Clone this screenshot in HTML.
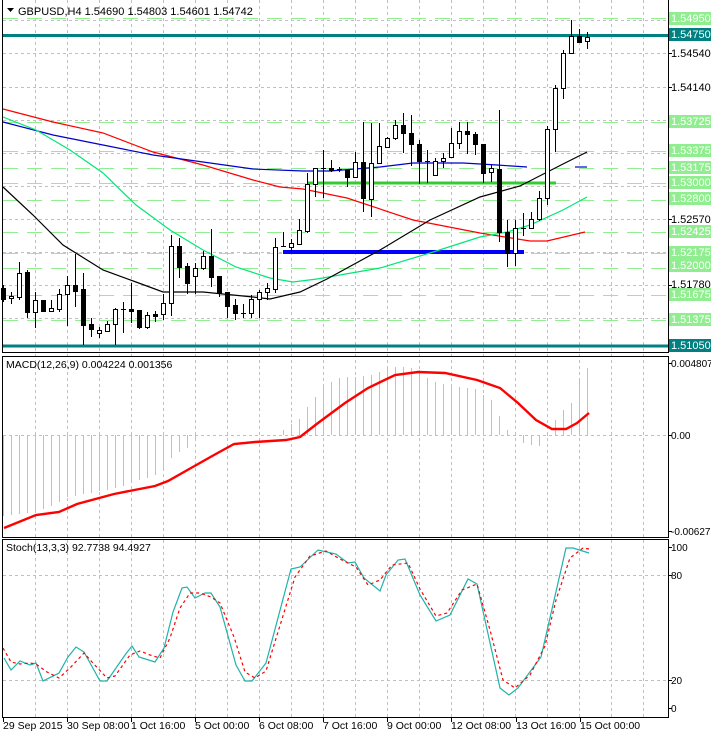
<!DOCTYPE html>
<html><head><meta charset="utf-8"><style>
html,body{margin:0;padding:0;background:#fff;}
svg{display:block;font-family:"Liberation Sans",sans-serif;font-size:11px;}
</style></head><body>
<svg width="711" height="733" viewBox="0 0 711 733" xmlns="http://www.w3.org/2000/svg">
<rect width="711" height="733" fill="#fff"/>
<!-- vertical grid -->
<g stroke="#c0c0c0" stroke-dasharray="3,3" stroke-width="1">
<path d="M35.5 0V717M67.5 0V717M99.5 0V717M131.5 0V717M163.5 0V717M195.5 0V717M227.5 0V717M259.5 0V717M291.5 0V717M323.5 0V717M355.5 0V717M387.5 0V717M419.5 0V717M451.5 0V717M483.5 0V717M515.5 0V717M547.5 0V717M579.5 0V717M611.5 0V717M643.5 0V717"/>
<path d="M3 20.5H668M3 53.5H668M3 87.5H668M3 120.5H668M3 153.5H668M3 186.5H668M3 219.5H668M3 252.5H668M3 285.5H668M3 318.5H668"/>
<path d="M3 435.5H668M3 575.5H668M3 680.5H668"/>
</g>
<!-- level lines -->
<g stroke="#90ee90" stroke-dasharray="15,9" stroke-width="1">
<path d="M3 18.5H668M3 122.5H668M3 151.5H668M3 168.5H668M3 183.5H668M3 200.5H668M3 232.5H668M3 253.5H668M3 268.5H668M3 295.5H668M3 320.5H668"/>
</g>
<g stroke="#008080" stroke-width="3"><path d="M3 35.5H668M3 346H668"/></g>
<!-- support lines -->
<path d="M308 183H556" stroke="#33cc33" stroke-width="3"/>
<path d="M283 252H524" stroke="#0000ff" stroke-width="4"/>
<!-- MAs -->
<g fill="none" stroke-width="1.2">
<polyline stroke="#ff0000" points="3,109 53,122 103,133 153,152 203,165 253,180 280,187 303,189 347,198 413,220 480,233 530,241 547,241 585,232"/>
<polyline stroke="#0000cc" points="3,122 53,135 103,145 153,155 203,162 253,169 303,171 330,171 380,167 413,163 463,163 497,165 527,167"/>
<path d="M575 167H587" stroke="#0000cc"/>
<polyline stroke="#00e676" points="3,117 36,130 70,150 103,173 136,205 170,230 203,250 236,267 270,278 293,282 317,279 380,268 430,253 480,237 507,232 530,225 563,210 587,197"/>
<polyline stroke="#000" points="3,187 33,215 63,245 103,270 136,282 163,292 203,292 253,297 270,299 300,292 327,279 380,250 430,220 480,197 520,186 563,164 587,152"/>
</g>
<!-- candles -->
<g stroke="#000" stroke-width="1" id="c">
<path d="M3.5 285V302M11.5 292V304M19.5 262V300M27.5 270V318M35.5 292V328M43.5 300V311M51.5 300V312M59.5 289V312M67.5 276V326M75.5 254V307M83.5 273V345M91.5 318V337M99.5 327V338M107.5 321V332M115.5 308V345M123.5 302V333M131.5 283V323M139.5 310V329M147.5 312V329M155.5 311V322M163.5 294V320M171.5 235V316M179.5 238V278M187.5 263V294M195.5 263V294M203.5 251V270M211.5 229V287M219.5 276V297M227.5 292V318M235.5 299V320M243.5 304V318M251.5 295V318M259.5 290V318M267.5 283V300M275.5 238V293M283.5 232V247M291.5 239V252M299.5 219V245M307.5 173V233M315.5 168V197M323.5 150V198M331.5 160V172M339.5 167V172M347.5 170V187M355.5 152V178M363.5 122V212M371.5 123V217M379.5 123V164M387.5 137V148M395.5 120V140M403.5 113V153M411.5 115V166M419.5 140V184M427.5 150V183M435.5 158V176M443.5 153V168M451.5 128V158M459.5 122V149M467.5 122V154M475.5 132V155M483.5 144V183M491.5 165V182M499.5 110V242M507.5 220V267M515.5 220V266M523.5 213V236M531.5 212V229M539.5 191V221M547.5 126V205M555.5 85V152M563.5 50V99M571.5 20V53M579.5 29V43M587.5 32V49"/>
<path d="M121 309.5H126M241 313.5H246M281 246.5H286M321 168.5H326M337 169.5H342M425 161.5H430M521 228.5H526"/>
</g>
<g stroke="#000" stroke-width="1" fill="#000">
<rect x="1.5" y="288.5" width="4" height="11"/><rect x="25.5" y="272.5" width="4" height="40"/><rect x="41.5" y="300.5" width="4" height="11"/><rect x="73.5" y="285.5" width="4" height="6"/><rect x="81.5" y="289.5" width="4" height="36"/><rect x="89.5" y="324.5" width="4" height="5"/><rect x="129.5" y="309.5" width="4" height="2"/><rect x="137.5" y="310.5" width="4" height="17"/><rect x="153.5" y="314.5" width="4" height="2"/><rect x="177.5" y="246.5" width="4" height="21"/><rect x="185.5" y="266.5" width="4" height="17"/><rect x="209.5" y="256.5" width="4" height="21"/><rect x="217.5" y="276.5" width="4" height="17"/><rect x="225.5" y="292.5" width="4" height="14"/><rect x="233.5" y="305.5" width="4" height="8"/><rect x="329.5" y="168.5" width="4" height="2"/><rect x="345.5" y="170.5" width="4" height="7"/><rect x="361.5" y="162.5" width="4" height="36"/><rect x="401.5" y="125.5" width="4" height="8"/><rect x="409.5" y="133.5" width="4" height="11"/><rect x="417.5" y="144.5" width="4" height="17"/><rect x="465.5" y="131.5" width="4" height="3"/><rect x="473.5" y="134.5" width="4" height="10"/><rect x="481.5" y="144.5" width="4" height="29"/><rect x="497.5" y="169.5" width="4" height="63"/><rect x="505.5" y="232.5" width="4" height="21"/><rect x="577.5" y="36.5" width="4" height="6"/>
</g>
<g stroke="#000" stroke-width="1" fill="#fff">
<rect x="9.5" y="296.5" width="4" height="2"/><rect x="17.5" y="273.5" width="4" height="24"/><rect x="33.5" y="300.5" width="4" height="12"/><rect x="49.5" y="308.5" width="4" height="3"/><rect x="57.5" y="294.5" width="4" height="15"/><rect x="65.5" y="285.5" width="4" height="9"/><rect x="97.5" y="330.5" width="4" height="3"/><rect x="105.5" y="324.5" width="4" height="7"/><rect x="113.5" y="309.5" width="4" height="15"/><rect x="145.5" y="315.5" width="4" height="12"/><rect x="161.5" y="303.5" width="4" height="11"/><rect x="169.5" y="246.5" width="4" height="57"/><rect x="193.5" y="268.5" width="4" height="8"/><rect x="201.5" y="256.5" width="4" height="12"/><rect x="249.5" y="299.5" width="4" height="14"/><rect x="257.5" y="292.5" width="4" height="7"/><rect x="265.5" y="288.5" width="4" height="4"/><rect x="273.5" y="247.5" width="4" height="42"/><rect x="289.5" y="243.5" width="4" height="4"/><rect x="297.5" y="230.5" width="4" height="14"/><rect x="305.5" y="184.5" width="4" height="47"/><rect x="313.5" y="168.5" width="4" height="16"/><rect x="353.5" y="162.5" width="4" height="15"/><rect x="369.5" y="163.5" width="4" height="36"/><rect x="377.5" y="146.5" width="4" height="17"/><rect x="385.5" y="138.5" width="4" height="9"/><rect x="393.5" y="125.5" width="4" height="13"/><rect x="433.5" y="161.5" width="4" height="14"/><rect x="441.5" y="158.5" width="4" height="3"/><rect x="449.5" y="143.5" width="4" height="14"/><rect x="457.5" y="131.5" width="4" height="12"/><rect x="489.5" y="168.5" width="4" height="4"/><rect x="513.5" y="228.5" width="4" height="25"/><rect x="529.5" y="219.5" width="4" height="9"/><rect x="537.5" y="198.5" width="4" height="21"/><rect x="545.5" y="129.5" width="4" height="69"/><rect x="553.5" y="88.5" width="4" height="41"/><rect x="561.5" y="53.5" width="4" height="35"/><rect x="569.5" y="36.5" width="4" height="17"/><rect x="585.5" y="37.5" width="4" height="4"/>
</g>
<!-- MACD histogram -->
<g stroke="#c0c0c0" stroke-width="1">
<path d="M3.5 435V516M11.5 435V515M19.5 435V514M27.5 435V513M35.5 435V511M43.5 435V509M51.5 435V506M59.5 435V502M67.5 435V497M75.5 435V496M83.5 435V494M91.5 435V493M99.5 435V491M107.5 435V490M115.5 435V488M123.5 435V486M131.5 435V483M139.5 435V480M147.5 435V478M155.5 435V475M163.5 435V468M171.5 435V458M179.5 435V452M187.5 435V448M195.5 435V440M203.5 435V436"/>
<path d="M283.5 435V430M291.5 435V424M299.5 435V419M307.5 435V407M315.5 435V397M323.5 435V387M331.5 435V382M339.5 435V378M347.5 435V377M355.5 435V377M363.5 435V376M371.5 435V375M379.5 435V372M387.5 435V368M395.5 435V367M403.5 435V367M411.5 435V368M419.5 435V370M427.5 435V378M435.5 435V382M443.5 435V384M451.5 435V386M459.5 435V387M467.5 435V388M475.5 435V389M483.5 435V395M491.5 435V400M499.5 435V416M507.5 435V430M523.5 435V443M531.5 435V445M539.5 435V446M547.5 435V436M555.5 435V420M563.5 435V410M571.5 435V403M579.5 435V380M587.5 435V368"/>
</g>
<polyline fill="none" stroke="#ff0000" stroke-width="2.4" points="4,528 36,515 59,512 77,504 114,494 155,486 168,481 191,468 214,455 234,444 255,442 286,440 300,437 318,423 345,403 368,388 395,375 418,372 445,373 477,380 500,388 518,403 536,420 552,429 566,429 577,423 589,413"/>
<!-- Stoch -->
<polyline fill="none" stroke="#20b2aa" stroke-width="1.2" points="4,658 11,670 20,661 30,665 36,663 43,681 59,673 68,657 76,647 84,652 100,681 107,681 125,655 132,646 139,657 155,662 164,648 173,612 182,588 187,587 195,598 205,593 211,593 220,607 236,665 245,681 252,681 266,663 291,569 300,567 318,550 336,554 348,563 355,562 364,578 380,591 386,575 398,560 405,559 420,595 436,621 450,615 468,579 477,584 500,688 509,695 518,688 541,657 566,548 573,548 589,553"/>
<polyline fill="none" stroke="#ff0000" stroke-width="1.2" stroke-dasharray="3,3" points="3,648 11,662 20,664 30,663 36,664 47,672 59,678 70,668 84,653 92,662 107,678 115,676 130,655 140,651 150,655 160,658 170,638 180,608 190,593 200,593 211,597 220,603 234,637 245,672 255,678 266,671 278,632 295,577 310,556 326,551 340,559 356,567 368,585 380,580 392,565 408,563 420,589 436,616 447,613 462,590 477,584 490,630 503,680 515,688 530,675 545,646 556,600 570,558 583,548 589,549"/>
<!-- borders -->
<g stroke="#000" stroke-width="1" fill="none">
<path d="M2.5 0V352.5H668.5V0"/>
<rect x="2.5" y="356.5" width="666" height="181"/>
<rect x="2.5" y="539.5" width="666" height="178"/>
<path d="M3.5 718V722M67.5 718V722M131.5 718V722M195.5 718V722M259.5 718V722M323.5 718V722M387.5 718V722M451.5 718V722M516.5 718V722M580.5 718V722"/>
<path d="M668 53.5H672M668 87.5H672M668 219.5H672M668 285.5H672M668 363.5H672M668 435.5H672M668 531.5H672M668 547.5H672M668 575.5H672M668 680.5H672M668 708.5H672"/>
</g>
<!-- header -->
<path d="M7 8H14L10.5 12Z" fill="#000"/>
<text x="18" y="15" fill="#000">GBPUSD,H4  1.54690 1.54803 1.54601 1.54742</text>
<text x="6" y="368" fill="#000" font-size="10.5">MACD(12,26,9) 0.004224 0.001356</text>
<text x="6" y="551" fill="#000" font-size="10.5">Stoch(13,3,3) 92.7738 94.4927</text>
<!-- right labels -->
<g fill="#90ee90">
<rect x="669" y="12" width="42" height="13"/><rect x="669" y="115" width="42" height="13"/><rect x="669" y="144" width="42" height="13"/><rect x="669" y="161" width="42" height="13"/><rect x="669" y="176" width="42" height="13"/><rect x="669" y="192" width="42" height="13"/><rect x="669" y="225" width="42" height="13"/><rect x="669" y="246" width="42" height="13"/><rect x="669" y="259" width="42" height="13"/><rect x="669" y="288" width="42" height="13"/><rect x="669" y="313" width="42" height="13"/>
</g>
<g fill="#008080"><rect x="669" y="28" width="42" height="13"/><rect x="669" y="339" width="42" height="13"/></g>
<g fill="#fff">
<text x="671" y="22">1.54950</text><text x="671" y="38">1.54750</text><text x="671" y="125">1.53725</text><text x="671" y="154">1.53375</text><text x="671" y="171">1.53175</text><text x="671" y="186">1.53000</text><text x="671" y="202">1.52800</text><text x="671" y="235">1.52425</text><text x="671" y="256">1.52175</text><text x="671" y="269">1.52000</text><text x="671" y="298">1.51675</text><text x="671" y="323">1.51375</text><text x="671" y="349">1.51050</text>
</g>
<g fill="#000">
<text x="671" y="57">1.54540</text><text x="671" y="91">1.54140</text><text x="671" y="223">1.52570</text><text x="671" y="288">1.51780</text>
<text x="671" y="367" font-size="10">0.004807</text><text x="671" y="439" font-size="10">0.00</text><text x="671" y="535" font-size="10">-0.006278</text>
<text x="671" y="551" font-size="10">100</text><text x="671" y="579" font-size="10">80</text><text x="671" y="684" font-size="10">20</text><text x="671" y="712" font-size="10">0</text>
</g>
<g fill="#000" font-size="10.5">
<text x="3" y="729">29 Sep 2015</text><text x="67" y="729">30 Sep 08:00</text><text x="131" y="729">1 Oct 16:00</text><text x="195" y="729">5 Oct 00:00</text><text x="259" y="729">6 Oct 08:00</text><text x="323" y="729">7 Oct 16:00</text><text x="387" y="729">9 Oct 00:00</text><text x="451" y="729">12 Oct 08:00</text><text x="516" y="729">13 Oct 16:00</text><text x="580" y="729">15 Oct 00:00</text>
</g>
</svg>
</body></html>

* * *

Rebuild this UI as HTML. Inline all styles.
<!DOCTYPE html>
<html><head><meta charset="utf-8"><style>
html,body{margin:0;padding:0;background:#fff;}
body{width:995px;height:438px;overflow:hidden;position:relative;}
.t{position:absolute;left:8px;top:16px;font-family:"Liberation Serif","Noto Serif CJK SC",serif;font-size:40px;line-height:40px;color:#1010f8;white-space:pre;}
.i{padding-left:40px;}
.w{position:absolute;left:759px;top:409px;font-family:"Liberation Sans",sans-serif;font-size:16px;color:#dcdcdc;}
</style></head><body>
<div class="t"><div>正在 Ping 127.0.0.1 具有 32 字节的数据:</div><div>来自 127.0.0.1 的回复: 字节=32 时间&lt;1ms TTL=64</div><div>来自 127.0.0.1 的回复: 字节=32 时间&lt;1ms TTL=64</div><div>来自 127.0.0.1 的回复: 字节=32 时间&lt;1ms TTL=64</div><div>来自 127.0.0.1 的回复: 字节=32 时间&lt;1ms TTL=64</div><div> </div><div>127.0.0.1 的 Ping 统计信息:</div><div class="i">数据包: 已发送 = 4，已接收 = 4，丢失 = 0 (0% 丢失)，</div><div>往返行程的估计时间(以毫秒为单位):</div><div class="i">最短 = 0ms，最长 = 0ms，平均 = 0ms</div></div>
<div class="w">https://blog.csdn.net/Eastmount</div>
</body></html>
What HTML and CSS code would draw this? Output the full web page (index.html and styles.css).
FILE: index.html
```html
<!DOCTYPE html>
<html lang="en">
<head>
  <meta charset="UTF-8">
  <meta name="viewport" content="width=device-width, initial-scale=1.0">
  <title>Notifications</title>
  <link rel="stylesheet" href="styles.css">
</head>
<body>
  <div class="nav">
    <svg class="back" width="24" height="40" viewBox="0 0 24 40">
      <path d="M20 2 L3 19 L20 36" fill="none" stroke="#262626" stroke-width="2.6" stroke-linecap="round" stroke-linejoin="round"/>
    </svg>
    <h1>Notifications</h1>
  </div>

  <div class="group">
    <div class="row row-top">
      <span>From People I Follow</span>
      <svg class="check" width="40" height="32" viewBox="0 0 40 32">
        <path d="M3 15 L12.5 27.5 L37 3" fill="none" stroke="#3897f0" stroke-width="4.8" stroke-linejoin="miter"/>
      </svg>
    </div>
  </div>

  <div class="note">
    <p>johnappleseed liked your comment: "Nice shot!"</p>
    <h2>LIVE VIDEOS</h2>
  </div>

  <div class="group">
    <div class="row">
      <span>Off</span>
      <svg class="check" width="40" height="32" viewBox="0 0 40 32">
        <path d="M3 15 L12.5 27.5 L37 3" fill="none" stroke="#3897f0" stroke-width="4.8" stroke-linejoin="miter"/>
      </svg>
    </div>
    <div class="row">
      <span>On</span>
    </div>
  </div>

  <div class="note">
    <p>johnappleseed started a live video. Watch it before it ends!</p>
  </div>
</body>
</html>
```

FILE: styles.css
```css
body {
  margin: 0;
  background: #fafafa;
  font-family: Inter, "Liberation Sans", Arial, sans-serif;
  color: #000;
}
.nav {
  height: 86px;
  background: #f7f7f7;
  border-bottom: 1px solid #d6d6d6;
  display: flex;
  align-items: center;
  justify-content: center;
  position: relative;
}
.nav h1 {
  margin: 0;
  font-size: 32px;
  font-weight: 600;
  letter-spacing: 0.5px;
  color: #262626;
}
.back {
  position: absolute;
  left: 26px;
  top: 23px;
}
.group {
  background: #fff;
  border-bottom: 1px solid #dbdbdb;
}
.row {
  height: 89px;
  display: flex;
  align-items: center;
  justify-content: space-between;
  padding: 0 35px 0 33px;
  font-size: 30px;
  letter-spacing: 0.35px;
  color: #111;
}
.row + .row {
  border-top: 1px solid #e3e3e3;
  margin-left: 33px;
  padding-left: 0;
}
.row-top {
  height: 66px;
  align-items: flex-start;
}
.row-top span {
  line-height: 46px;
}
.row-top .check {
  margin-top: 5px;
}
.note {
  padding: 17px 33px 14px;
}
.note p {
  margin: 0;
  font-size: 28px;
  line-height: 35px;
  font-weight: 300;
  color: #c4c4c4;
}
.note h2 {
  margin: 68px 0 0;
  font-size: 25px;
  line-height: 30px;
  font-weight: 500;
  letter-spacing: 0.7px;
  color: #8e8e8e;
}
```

* [What to work on]
Which lines hold the word "this"? Return all of them from the records above.

* [Written response]
Clone this screenshot in HTML.
Rebuild this UI as HTML. Inline all styles.
What HTML and CSS code would draw this? Output the full web page (index.html and styles.css).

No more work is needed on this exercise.